II. Der Kläger trägt die Kosten des Zulassungsverfahrens.
III. Der Streitwert für das Zulassungsverfahren wird auf 5.000,- Euro festgesetzt.

Gründe

Der Antrag auf Zulassung der Berufung, mit dem der Kläger seine in erster Instanz erfolglose Klage gegen den Ausweisungsbescheids der Beklagten vom 9. Dezember 2016 weiterverfolgt, ist unbegründet. Die vom Kläger in seiner Zulassungsbegründung geltend gemachten Zulassungsgründe gemäß § 124 Abs. 2 Nr. 1 bis 3 VwGO sind schon nicht den Anforderungen des § 124a Abs. 4 Satz 4 VwGO entsprechend dargelegt bzw. liegen nicht vor.
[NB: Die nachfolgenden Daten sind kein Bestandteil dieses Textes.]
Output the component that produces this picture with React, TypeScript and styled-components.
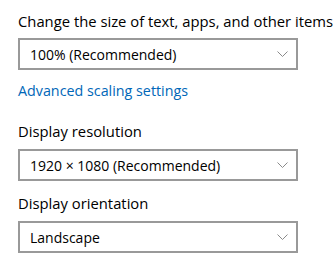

Auch ein vom Kläger nicht ausdrücklich gerügter Verfahrensmangel im Sinne von § 124 Abs. 2 Nr. 5 VwGO durch Verletzung seines Anspruchs auf Gewährung rechtlichen Gehörs liegt nicht vor.
1. Ein Verfahrensmangel durch die Versagung rechtlichen Gehörs (§ 124 Abs. 2 Nr. 5 VwGO i.V.m. Art. 103 Abs. 1 GG), weil der Kläger keine Möglichkeit hatte, an der mündlichen Verhandlung vor dem Verwaltungsgericht teilzunehmen, ist weder hinreichend dargelegt noch liegt er vor.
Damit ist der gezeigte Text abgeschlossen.